Domingo Paes, Portuguese visitor to Hampi, c.1520




Today Hampi is a village in southern India's Karnataka State. But it is unlike all other Karnatakan villages in that it was once the capital of Vijayanagara, the great empire that dominated southern India between the 14th and 16th centuries CE. At its peak, Vijayanagar is believed to have been the largest city in India, with around 500,000 inhabitants. Today, with its extensive ancient ruins remarkably well preserved, it is a UNESCO World heritage Site listed under the rubric: 'The Group of Monuments at Hampi'.

The name is derived from Pampa, which is the old name of the Tungabhadra River on whose banks the city is built. The name "Hampi" is an anglicized version of the Kannada Hampe (derived from Pampa). Over the years, it has also been referred to as Vijayanagara and Virupakshapura (from Virupaksha, the patron deity of the Vijayanagara rulers).
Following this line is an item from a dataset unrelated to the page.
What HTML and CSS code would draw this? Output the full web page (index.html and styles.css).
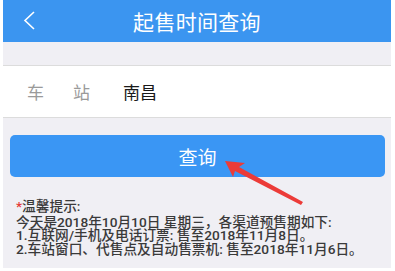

Hampi is identified with the historical Kishkindha, the Vanara (monkey) kingdom mentioned in the Ramayana. The first historical settlements in Hampi date back to 1 CE.

Hampi formed one of the core areas of the capital of the Vijayanagara Empire from 1336 to 1565, when it was finally laid siege to by the Deccan Muslim confederacy.  Hampi was chosen because of its strategic location, bounded by the torrential Tungabhadra river on one side and surrounded by defensible hills on the other three sides.

The site is significant historically and architecturally. The topography abounds with large stones which have been used to make statues of Hindu deities. The Archaeological Survey of India continues to conduct excavations in the area, to discover additional artifacts and temples.

Hampi has various notable Hindu temples, some of which are still active places of worship. Among the most notable are:

Virupaksha Temple known also known as Pampapathi Temple is a Shiva temple situated in Hampi Bazaar. It predates the founding of the Vijayanagar empire. The temple has a 160-foot (49 m) high tower at its entrance. Apart from Shiva, the temple complex also contains shrines of the Hindu goddesses Bhuvaneshwari and Pampa.

Hazara Rama Temple Complex: This ruined temple complex is well-known for elaborate frescos from Hindu Mythologies and a sprawling courtyard well-laid with gardens.

Krishna Temple Complex: This temple complex has been recently excavated through the last decade, and restoration work is still in progress.

Vittala Temple Complex: This is perhaps the most famous and well-known among the ruins of Hampi. The iconic stone chariot in the vicinity of this temple complex is a symbol of Karnataka Tourism. Off late, floodlights have been installed in the temple complex that provide illumination at dusk, thereby adding to the grandeur of the architecture.


Hampi was declared a UNESCO World Heritage Site in 1986.